* Material:
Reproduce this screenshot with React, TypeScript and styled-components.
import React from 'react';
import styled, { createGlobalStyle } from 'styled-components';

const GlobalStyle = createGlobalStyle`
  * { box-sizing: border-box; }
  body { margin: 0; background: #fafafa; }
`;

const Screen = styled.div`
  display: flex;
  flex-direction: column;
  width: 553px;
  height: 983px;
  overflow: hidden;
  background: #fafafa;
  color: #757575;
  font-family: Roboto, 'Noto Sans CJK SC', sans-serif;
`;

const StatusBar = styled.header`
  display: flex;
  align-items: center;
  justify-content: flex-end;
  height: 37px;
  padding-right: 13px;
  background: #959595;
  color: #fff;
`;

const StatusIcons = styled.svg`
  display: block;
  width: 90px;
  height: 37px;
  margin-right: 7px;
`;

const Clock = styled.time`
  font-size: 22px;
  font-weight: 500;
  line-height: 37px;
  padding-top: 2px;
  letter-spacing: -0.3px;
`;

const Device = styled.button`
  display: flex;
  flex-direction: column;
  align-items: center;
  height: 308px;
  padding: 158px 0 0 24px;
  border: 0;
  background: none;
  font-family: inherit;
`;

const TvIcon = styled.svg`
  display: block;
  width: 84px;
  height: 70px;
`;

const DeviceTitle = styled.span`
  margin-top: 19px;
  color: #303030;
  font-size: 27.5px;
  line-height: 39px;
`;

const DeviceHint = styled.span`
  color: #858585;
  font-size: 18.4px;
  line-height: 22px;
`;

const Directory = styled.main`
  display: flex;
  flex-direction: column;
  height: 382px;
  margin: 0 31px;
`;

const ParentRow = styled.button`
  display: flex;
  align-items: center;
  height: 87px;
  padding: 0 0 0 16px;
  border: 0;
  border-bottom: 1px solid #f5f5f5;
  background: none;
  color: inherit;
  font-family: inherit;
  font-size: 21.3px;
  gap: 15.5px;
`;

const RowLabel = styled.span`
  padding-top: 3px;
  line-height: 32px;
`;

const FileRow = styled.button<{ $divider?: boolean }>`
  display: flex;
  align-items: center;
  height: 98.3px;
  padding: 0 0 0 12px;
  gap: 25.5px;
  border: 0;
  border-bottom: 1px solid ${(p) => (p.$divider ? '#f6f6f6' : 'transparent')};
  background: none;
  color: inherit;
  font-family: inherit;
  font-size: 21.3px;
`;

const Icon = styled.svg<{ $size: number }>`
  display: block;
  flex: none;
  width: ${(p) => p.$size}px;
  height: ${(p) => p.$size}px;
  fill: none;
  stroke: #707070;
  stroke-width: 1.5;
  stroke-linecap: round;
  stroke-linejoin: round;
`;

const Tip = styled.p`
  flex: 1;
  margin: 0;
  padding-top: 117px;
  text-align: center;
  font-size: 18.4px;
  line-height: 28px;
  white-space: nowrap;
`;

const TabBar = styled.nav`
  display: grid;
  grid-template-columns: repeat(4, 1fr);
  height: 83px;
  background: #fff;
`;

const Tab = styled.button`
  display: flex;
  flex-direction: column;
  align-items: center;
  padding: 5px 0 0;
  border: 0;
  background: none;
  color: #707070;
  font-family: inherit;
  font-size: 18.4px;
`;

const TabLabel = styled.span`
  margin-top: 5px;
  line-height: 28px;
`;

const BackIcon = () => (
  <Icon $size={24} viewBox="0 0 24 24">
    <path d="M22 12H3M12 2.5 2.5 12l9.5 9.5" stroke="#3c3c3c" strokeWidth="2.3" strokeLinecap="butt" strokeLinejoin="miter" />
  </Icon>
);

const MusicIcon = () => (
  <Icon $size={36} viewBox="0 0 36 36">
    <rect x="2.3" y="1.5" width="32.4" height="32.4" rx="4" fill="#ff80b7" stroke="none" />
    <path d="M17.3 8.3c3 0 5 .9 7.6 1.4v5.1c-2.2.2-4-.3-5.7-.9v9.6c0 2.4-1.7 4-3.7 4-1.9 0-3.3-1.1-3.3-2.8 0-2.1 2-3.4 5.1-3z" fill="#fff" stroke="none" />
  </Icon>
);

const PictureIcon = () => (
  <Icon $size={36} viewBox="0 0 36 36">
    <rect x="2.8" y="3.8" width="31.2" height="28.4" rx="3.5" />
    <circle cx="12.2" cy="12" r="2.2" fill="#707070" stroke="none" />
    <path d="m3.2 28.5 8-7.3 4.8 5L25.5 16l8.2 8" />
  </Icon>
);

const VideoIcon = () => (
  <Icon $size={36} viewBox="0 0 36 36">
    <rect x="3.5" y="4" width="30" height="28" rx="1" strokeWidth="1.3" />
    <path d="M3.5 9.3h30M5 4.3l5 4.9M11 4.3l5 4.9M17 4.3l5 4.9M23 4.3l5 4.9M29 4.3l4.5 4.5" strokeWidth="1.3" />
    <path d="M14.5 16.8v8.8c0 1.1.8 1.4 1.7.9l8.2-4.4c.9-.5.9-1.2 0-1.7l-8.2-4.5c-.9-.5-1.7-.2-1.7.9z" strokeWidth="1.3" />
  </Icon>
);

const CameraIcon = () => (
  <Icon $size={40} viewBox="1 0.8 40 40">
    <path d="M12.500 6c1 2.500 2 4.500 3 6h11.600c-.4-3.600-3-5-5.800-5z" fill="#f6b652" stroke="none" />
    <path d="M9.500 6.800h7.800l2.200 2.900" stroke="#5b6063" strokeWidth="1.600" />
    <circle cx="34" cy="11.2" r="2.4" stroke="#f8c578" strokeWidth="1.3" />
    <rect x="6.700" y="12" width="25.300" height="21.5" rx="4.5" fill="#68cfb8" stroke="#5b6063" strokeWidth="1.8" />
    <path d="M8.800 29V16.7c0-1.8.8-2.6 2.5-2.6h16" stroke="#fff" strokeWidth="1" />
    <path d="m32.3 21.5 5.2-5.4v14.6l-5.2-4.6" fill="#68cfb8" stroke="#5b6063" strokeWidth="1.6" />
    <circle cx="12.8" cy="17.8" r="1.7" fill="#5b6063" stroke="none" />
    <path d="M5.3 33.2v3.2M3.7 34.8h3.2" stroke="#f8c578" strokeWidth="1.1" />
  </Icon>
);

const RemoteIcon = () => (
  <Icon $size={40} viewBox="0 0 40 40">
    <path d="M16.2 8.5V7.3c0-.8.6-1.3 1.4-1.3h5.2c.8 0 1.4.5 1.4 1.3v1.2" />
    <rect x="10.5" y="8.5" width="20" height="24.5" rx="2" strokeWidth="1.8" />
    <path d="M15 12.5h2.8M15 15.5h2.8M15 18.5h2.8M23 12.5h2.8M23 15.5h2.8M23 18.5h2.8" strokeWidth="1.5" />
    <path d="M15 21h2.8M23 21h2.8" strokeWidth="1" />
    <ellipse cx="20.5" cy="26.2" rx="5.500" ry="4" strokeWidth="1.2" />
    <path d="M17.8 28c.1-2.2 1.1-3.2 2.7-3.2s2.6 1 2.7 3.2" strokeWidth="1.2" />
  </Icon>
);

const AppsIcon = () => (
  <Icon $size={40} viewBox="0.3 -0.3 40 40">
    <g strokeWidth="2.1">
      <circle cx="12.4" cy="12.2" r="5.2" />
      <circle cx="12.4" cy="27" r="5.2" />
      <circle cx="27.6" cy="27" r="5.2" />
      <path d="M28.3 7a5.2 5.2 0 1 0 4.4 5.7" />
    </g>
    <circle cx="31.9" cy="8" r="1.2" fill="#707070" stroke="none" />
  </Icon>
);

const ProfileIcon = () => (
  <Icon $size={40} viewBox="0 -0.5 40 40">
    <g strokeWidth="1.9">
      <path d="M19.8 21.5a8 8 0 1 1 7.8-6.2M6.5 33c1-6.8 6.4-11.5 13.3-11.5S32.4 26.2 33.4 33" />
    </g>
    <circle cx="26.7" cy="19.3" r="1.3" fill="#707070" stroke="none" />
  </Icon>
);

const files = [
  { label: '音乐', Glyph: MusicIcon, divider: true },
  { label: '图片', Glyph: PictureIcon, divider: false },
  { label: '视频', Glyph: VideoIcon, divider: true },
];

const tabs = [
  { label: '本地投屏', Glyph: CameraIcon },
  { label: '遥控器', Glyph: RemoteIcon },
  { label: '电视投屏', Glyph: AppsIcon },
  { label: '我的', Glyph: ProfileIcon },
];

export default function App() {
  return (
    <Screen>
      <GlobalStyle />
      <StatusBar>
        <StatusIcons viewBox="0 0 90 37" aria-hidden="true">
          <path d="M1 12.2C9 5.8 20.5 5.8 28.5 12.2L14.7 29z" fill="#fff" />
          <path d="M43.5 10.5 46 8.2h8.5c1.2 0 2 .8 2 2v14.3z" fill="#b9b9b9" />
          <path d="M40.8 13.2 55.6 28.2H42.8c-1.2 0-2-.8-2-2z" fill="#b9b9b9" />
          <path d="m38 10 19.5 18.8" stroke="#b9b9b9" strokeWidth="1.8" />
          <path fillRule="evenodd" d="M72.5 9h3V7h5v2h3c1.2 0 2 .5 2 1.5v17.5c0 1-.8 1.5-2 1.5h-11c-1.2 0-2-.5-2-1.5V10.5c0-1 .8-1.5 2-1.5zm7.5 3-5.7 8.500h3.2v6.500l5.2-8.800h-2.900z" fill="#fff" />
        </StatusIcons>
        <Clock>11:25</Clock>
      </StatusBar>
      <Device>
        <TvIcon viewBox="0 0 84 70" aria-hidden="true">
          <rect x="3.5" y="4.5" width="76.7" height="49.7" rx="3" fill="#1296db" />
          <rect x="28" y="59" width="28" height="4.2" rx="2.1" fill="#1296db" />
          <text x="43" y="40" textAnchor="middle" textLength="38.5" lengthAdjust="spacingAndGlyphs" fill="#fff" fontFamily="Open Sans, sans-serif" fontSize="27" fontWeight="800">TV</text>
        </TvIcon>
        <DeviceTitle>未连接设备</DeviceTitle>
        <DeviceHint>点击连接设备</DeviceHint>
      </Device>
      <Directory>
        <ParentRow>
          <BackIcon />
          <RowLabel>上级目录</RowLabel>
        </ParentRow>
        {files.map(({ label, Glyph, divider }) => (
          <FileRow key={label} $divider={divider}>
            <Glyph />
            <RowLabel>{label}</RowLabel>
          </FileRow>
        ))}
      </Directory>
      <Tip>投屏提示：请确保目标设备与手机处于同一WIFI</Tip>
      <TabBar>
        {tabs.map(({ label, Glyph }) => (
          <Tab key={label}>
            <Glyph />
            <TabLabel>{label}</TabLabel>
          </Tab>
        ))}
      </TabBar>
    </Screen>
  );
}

* What is being asked: Look through the material and say how many lines hold "components". Give the number only.

* Completed exercise: 2